— begin Data lines —

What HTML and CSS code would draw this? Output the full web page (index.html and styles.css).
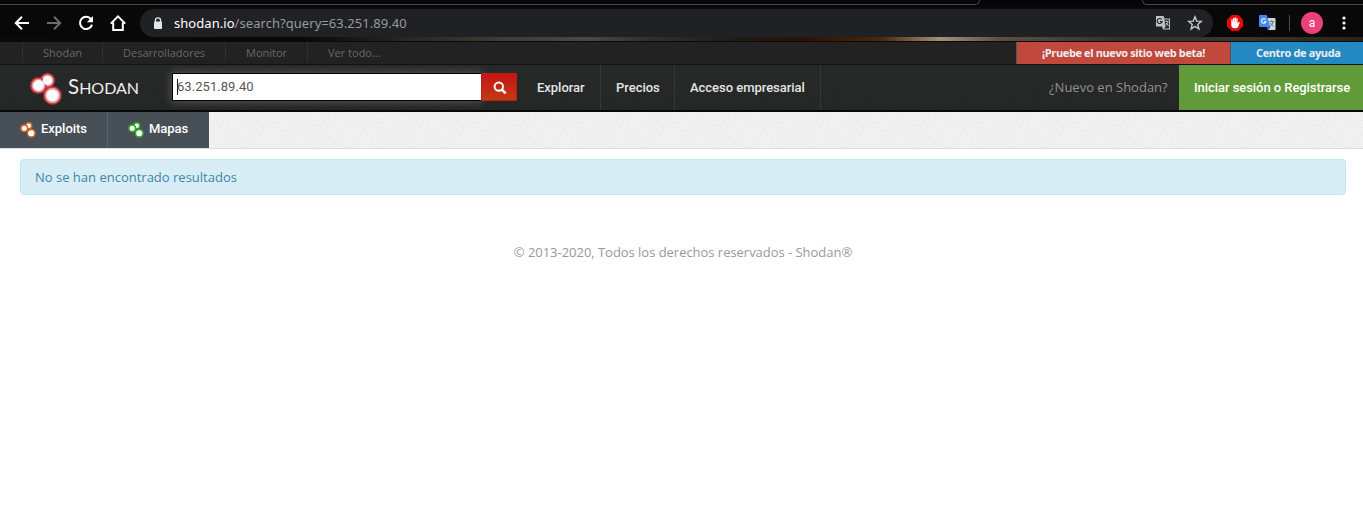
FILE: index.html
```html
<!DOCTYPE html>
<html lang="es">
<head>
<meta charset="utf-8">
<title>63.251.89.40 - Shodan Search</title>
<link rel="stylesheet" href="styles.css">
</head>
<body>
<svg class="defs" width="0" height="0">
  <symbol id="circles" viewBox="0 0 32 32">
    <g fill="#fff" stroke="currentColor" stroke-width="3">
      <circle cx="17.500" cy="7.500" r="6"/><circle cx="8.500" cy="12.500" r="6.600"/><circle cx="22.500" cy="22.500" r="7.600"/>
    </g>
  </symbol>
</svg>

<div class="browser">
  <div class="tabline"><span class="edge-left"></span><span class="edge-right"></span></div>
  <div class="toolbar">
    <div class="controls">
      <svg width="16" height="16" viewBox="0 0 16 16" fill="none" stroke="#fff" stroke-width="2"><path d="M15 8H2M8 1.800 1.800 8 8 14.200"/></svg>
      <svg width="16" height="16" viewBox="0 0 16 16" fill="none" stroke="#6c6c6c" stroke-width="2"><path d="M1 8h13M8 1.800 14.200 8 8 14.200"/></svg>
      <svg width="16" height="16" viewBox="0 0 16 16"><path d="M13 4.200A6.100 6.100 0 1 0 14 9.600" fill="none" stroke="#fff" stroke-width="2"/><path d="M15 1v6.200H8.800z" fill="#fff"/></svg>
      <svg width="16" height="16" viewBox="0 0 16 16" fill="none" stroke="#fff" stroke-width="2"><path d="M.8 8.600 8 1.400l7.200 7.200M3.200 7.500V15h9.600V7.500"/></svg>
    </div>
    <div class="address">
      <svg class="lock" width="10" height="13" viewBox="0 0 10 13"><path d="M2.400 5V3.400a2.600 2.600 0 0 1 5.200 0V5" fill="none" stroke="#e3e4e6" stroke-width="1.300"/><rect x="1" y="4.500" width="8" height="7.500" rx=".8" fill="#e3e4e6"/></svg>
      <span class="url"><b>shodan.io</b>/search?query=63.251.89.40</span>
      <svg class="translate" width="16" height="16" viewBox="0 0 16 16"><path d="M1 1h7.600l.8 2.500H15v11H8L7 11.500H1z" fill="#bdbfc1"/><path d="M9.500 4.500h4.500v9H8.900l1.600-1.800z" fill="#292a2d"/><path d="M6.700 4.500A2.500 2.500 0 1 0 7.100 6.700H5" fill="none" stroke="#292a2d" stroke-width="1.200"/><path d="M10.300 6.500h3.300M11.800 5.500v1M13 6.700c-.4 2-1.300 3-2.300 4M11 8l2.600 3" fill="none" stroke="#bdbfc1" stroke-width=".9"/></svg>
      <svg class="star" width="16" height="16" viewBox="0 0 16 16"><path d="m8 1.800 1.700 4.300 4.600.3-3.500 3 1.100 4.500L8 11.400l-3.900 2.500 1.100-4.500-3.500-3 4.600-.3z" fill="none" stroke="#c6c7c9" stroke-width="1.400"/></svg>
    </div>
    <svg class="adblock" width="16" height="16" viewBox="0 0 16 16"><path d="M4.700 0h6.600L16 4.700v6.600L11.300 16H4.700L0 11.300V4.700z" fill="#e30b0b"/><path d="M4.300 8V4.700q.7-.8 1.300 0V7h.3V3.300q.7-.8 1.400 0v3.500h.3V2.700q.7-.7 1.400 0v4.100h.3V3.600q.7-.7 1.300 0v5l1-1.300q.7-.5 1.200.2L11 12.200Q10.200 13.200 8.700 13.200H7.400Q4.300 13 4.300 10z" fill="#fff"/></svg>
    <svg class="gtranslate" width="17" height="16" viewBox="0 0 17 16"><path d="M7 3h8.500q1 0 1 1v10q0 1-1 1H9z" fill="#d2d9de"/><path d="M1 0h6.800l3.700 12H1Q0 12 0 11V1Q0 0 1 0" fill="#4688f1"/><path d="M7.500 12h4L9 15.500z" fill="#3050c8"/><path d="M6.500 4.500A2.200 2.200 0 1 0 7 6.700H5" fill="none" stroke="#fff" stroke-width="1.100"/><path d="M10.500 6.500h4.500M12.600 5.300v1.200M14.300 6.700q-.7 2.800-3 4.300M11.500 8l3 3.500" fill="none" stroke="#60767f" stroke-width="1"/></svg>
    <span class="separator"></span>
    <span class="avatar">a</span>
    <svg class="menu" width="4" height="14" viewBox="0 0 4 14" fill="#fff"><circle cx="2" cy="2" r="1.600"/><circle cx="2" cy="7" r="1.600"/><circle cx="2" cy="12" r="1.600"/></svg>
  </div>
</div>

<div class="topbar">
  <nav class="toplinks"><a>Shodan</a><a>Desarrolladores</a><a>Monitor</a><a>Ver todo...</a></nav>
  <div class="callouts"><a class="beta">¡Pruebe el nuevo sitio web beta!</a><a class="help">Centro de ayuda</a></div>
</div>

<header class="header">
  <div class="brand">
    <svg class="brand-mark" width="32" height="32" viewBox="0 0 32 32">
      <g fill="#e69a9e" stroke="#cf3640" stroke-width="1.500">
        <circle cx="17.500" cy="7.500" r="6.800"/><circle cx="8.500" cy="12.500" r="7.600"/><circle cx="22.500" cy="22.500" r="8.500"/>
      </g>
      <g fill="#fff"><circle cx="17.500" cy="7.500" r="4.700"/><circle cx="8.500" cy="12.500" r="5.400"/><circle cx="22.500" cy="22.500" r="6.100"/></g>
    </svg>
    <span class="brand-name"><span class="cap">S</span>HODAN</span>
  </div>
  <div class="search"><div class="field"><i class="caret"></i><span>63.251.89.40</span></div>
    <div class="search-button"><svg width="14" height="14" viewBox="0 0 14 14" fill="none" stroke="#fff" stroke-width="2"><circle cx="5.800" cy="5.600" r="4.200"/><path d="m8.800 8.600 3.800 3.800" stroke-width="2.600"/></svg></div></div>
  <nav class="mainnav"><a class="explore">Explorar</a><a class="prices">Precios</a><a class="access">Acceso empresarial</a></nav>
  <span class="newuser">¿Nuevo en Shodan?</span>
  <a class="login">Iniciar sesión o Registrarse</a>
</header>

<div class="subnav">
  <a class="tab exploits"><svg width="16" height="16"><use href="#circles"/></svg><span>Exploits</span></a>
  <a class="tab maps"><svg width="16" height="16"><use href="#circles"/></svg><span>Mapas</span></a>
</div>

<main><div class="alert"><span>No se han encontrado resultados</span></div></main>
<footer><span>© 2013-2020, Todos los derechos reservados - Shodan®</span></footer>
</body>
</html>
```
FILE: styles.css
```css
* { box-sizing: border-box; }
body { margin: 0; background: #fff; font-family: "Open Sans", sans-serif; font-size: 13px; height: 507px; overflow: hidden; white-space: nowrap; }
svg { display: block; flex: none; }
.defs { position: absolute; }

.browser { height: 42px; border-bottom: 1px solid #0a0a0a; background: linear-gradient(#080808, #080808) 0 5px / 100% 32px no-repeat, linear-gradient(90deg, #0a0a0a 0, #090807 300px, #28241f 400px, #3e3b38 500px, #4b4744 590px, #312f2e 650px, #211b18 740px, #2b1204 800px, #4b2608 880px, #a39178 940px, #5e4f45 1000px, #37302b 1120px, #393633 1240px, #242321 1363px) 0 36px / 100% 5px no-repeat, #060606; }
.tabline { height: 5px; display: flex; justify-content: space-between; }
.edge-left { width: 980px; border: solid #494949; border-width: 0 1px 1px 0; border-radius: 0 0 5px 0; }
.edge-right { width: 221px; border: solid #494949; border-width: 0 0 1px 1px; border-radius: 0 0 0 5px; }
.toolbar { height: 36px; display: flex; align-items: center; }
.controls { display: flex; gap: 16px; padding-left: 14px; width: 140px; }
.address { width: 1073px; height: 28px; border-radius: 14px; background: #202125; display: flex; align-items: center; }
.lock { margin-left: 13px; }
.url { margin-left: 11px; width: 980px; color: #969a9f; font: 13px/18px "Noto Sans", sans-serif; letter-spacing: .05px; }
.url b { color: #fff; font-weight: 400; }
.translate { margin-left: 1px; }
.star { margin-left: 16px; }
.adblock { margin-left: 14px; }
.gtranslate { margin-left: 16px; }
.separator { width: 1px; height: 16px; background: #4c4c4c; margin-left: 13px; }
.avatar { width: 22px; height: 22px; border-radius: 50%; background: #ec407a; color: #fff; margin-left: 11px; text-align: center; font: 12px/22px Roboto, sans-serif; }
.menu { margin-left: 19px; }

.topbar { height: 23px; display: flex; justify-content: space-between; background: #222; border-bottom: 1px solid #111; font-size: 11px; line-height: 22px; }
.toplinks { display: flex; padding-left: 22px; color: #686868; height: 20px; }
.toplinks a { border-left: 1px solid #303030; padding-left: 20px; width: 82px; }
.toplinks a:nth-child(1) { width: 80px; }
.toplinks a:nth-child(2) { width: 123px; }
.callouts { display: flex; color: #eee; font-weight: 700; letter-spacing: -.38px; }
.beta { width: 214px; background: #c0483d; text-align: center; border-left: 1px solid #555; }
.help { width: 133px; background: #2488c2; border-left: 1px solid #555; padding-left: 25px; }

.header { height: 47px; display: flex; border-bottom: 2px solid #080808; background: url("data:image/svg+xml,%3Csvg xmlns='http://www.w3.org/2000/svg' width='100' height='100'%3E%3Cfilter id='n'%3E%3CfeTurbulence type='fractalNoise' baseFrequency='.8' numOctaves='2' stitchTiles='stitch'/%3E%3CfeColorMatrix type='saturate' values='0'/%3E%3C/filter%3E%3Crect width='100' height='100' filter='url(%23n)' opacity='.04'/%3E%3C/svg%3E"), linear-gradient(#242525, #222424); }
.brand { width: 172px; padding: 8px 0 0 30px; display: flex; }
.brand-name { margin-left: 6px; color: #eee; font: 16px/27px Lato, sans-serif; letter-spacing: 0; }
.cap { font-size: 20.500px; }
.search { width: 345px; height: 28px; margin-top: 8px; display: flex; }
.field { width: 309px; border: 1px solid #000; border-right: 0; background: #fff; box-shadow: 0 0 8px 1px #555; color: #555; padding: 4px 0 0 4px; display: flex; font: 13px/17px Roboto, sans-serif; letter-spacing: .05px; }
.caret { width: 1px; height: 16px; margin-top: 1px; background: #222; margin-right: -1px; }
.search-button { position: relative; width: 36px; background: linear-gradient(#c81414, #c33b14); border: 1px solid #b52018; padding: 7px 0 0 11px; }
.mainnav { display: flex; color: #e5e5e5; font: 500 13px/45px Roboto, sans-serif; letter-spacing: -.03px; }
.mainnav a { border-right: 1px solid #363838; }
.explore { width: 84px; padding-left: 20px; }
.prices { width: 74px; padding-left: 15px; }
.access { width: 146px; padding-left: 15px; }
.newuser { color: #929292; margin-left: auto; width: 130px; line-height: 45px; }
.login { width: 184px; background: #609a39; color: #fff; font: 500 13px/45px Roboto, sans-serif; letter-spacing: -.06px; padding-left: 15px; }

.subnav { height: 37px; display: flex; border-bottom: 1px solid #ddd; background: url("data:image/svg+xml,%3Csvg xmlns='http://www.w3.org/2000/svg' width='100' height='100'%3E%3Cfilter id='n'%3E%3CfeTurbulence type='fractalNoise' baseFrequency='.6' numOctaves='2' stitchTiles='stitch'/%3E%3CfeColorMatrix type='matrix' values='1.500 0 0 0 0  1.500 0 0 0 0  1.500 0 0 0 0  0 0 0 0 1'/%3E%3C/filter%3E%3Crect width='100' height='100' filter='url(%23n)' opacity='.09'/%3E%3C/svg%3E"), #f1f1f1; }
.tab { display: flex; background: #475057; padding: 9px 0 0 20px; height: 36px; color: #fff; font: 500 13px/16px Roboto, sans-serif; letter-spacing: -.03px; }
.tab span { margin-left: 5px; }
.exploits { width: 108px; border-right: 1px solid #59636d; }
.exploits svg { color: #ce6425; }
.maps { width: 101px; }
.maps svg { color: #34a52c; }
.tab svg { margin-top: 1px; }

main { padding: 10px 17px 0 20px; }
.alert { height: 36px; border: 1px solid #bce8f1; border-radius: 4px; background: #d9edf7; color: #3a87ad; padding-left: 14px; line-height: 35px; }
footer { margin-top: 48px; text-align: center; color: #999; line-height: 18px; padding-left: 3px; letter-spacing: -.03px; }
```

— end Data lines —

▶ **Description of the task**:
Copy every line above in which the string "styles" shows up.

▶ **Solved exercise**:
What HTML and CSS code would draw this? Output the full web page (index.html and styles.css).
<link rel="stylesheet" href="styles.css">
FILE: styles.css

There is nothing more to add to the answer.